How many of the lines contain the string "that"? Give the number, with no other words.

> INFORMATION SUPPLIED:
## Begin
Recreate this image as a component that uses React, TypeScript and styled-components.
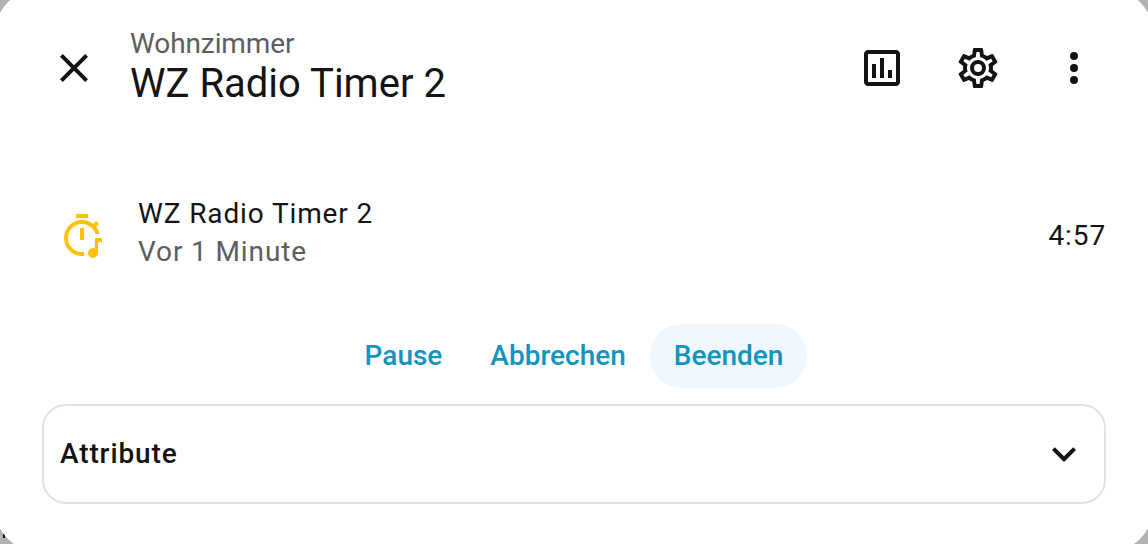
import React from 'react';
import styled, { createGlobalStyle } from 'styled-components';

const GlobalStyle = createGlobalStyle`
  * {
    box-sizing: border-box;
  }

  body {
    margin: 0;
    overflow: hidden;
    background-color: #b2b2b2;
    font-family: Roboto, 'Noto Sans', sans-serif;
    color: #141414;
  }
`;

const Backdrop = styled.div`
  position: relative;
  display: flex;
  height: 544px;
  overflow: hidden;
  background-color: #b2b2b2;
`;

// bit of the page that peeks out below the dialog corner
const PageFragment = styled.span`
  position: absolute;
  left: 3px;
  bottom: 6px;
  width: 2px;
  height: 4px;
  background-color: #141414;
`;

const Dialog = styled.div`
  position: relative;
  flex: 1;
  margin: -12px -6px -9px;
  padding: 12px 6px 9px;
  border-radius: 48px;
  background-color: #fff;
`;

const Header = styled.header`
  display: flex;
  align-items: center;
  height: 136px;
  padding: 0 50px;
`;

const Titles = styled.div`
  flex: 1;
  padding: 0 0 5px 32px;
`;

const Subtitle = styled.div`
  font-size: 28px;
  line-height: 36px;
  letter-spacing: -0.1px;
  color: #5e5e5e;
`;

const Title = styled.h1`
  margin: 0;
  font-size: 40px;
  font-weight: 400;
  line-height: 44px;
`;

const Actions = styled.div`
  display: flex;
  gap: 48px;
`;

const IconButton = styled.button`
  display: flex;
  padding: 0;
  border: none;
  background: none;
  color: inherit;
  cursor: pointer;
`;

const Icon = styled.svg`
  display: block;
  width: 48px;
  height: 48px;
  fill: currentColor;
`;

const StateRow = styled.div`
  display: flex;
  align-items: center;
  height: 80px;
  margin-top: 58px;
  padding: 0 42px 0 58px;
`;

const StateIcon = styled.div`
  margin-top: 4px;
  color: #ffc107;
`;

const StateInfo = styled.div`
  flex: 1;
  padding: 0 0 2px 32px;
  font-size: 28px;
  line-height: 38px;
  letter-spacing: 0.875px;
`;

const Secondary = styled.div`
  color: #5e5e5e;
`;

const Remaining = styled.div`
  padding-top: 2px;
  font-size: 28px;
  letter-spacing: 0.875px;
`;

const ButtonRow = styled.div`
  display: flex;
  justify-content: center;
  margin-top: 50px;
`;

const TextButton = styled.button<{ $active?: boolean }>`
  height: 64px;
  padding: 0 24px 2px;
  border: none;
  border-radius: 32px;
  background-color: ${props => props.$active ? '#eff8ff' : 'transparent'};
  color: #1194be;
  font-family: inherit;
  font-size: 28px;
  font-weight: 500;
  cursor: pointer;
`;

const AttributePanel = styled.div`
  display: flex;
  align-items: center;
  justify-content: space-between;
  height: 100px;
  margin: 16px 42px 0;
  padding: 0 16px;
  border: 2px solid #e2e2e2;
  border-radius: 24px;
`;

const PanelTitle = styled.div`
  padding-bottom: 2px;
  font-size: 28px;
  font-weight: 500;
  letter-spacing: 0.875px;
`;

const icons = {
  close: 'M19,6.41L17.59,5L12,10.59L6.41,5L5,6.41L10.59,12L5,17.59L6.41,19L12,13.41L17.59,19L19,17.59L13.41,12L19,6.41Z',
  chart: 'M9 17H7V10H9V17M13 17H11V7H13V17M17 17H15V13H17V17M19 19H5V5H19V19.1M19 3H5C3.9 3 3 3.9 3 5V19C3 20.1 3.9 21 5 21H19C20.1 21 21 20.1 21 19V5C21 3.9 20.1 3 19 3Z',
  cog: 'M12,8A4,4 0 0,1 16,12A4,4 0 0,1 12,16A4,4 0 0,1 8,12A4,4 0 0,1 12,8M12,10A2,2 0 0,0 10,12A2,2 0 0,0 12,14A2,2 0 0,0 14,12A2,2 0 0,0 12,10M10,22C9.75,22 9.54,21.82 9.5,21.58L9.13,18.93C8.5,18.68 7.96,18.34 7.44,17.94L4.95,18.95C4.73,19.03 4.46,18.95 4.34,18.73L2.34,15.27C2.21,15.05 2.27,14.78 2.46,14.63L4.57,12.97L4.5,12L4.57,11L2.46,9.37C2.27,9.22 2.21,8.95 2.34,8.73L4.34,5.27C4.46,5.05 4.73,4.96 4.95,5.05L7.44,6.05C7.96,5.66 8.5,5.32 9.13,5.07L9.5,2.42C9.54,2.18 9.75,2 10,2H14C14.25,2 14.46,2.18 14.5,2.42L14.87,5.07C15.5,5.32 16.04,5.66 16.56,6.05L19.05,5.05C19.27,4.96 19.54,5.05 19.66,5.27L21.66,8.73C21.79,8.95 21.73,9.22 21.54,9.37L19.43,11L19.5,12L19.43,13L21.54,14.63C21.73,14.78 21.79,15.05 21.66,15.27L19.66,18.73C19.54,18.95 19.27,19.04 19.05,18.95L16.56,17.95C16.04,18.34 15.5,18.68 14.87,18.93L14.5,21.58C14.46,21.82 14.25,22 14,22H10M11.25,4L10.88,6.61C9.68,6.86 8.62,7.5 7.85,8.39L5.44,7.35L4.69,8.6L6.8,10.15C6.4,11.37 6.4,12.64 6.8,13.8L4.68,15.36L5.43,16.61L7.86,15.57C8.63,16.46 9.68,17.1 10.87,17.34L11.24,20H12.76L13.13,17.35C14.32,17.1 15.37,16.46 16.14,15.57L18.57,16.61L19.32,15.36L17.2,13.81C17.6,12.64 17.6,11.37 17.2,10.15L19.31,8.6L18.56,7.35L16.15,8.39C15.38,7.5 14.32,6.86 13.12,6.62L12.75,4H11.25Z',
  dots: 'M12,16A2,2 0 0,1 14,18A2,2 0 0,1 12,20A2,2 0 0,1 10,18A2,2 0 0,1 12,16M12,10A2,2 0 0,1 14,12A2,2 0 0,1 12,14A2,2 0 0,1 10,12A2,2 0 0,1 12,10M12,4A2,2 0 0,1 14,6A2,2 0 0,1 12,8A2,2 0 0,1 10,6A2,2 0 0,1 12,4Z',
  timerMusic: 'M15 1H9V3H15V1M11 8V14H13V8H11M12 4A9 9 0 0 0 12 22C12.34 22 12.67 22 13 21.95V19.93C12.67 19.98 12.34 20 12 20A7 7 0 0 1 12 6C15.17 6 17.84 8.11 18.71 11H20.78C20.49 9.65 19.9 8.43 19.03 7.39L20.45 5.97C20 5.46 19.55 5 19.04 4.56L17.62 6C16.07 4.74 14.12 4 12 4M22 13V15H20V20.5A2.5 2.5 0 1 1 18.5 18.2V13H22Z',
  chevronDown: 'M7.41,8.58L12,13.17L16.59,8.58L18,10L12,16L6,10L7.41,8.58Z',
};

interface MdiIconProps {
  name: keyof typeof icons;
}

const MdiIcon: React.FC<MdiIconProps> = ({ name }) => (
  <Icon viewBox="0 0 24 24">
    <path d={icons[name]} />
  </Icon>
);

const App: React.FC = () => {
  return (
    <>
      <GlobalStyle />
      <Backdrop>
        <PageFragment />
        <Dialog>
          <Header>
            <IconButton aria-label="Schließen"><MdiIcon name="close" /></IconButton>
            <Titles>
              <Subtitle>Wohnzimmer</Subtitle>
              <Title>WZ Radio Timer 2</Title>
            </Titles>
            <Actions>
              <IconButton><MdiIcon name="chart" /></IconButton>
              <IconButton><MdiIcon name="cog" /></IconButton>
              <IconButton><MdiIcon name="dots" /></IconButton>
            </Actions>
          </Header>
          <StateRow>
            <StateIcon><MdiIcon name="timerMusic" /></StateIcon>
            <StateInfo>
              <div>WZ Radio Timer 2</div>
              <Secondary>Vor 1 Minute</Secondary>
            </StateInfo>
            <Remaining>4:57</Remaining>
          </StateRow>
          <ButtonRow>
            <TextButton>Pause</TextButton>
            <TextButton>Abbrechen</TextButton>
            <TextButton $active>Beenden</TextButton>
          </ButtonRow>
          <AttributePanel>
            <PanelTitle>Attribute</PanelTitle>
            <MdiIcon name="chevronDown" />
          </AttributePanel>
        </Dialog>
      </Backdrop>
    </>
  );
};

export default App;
## End
> FULL RESPONSE: 2